The timeless message of Aristotle’s philosophy is that your course in life is determined primarily by your character: it’s not a matter of fate or luck, but of choice and effort. Your highest goal is the realization and completion of your nature and potential — an achieved excellence of doing and feeling and thinking, of character and wisdom.

Yet Aristotle’s world was very different from ours. The ancient Greeks lived in small communities that were frequently at war with each other, their economy was largely based on the work of slaves (who were often acquired in such wars), their society considered women to be second-class citizens, their thinkers were aristocrats who devalued physical labor, they lacked the tools of modern science and technology, they assumed that the stars and planets were immortal beings, and so on.

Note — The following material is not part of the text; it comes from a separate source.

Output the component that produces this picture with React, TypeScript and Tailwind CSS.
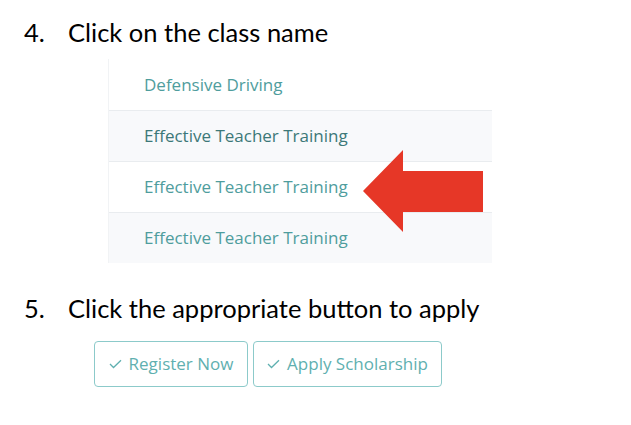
import React from "react";

const classes = [
  { name: "Defensive Driving", striped: false, dark: false },
  { name: "Effective Teacher Training", striped: true, dark: true },
  { name: "Effective Teacher Training", striped: false, dark: false, arrow: true },
  { name: "Effective Teacher Training", striped: true, dark: false },
];

const Step = ({ num, children }: any) => (
  <div className="flex items-center text-[25.5px] leading-[32px] text-black font-['Lato',sans-serif]">
    <span className="w-[44px]">{num}</span>
    <span>{children}</span>
  </div>
);

const Check = () => (
  <svg width="13" height="10" viewBox="0 0 13 10" className="mr-[7px]">
    <path d="M1 5 L4.5 8.5 L12 1.2" fill="none" stroke="#5fb0b0" strokeWidth="1.3" />
  </svg>
);

const Arrow = () => (
  <svg width="122" height="84" viewBox="0 0 122 84" className="absolute z-10 left-[254px] top-[-12px]">
    <polygon points="0,41 40,0 40,21 120,21 120,62 40,62 40,82" fill="#e63727" />
  </svg>
);

const App = () => {
  return (
    <div className="w-[631px] h-[425px] bg-white pl-[24px] pt-[16px] font-['Open_Sans',sans-serif]">
      <Step num="4.">Click on the class name</Step>

      <div className="ml-[84px] mt-[11px] w-[384px] border-l border-[#f1f3f5]">
        {classes.map((c, i) => (
          <div
            key={i}
            className={`relative h-[51px] flex items-center pl-[35px] text-[17px] ${
              i > 0 ? "border-t border-[#e9ecef]" : ""
            } ${c.striped ? "bg-[#f8f9fb]" : "bg-white"} ${
              c.dark ? "text-[#3c7878]" : "text-[#4f9d9d]"
            }`}
          >
            {c.name}
            {c.arrow && <Arrow />}
          </div>
        ))}
      </div>

      <div className="mt-[29px]">
        <Step num="5.">Click the appropriate button to apply</Step>
      </div>

      <div className="flex gap-[5px] ml-[70px] mt-[17px]">
        <button className="w-[154px] h-[46px] flex items-center justify-center border border-[#8ccaca] rounded-[4px] text-[17px] text-[#5fb0b0]">
          <Check />
          Register Now
        </button>
        <button className="w-[189px] h-[46px] flex items-center justify-center border border-[#8ccaca] rounded-[4px] text-[17px] text-[#5fb0b0]">
          <Check />
          Apply Scholarship
        </button>
      </div>
    </div>
  );
};

export default App;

Given the great gulf between Aristotle’s world and ours, how can we apply his insights to living a better life in modern society? This book will show you how.


Although Aristotle's views on human flourishing are exceedingly deep and thus can be hard to understand, much of that difficulty stems from poor translations of his key concepts and from a short-sighted focus on his Nicomachean Ethics without considering his writings on nature, animals, human beings, communities, knowledge, emotion, education, or even his Eudemian Ethics. This brief epitome will be a friendly guide to his conception of the good life.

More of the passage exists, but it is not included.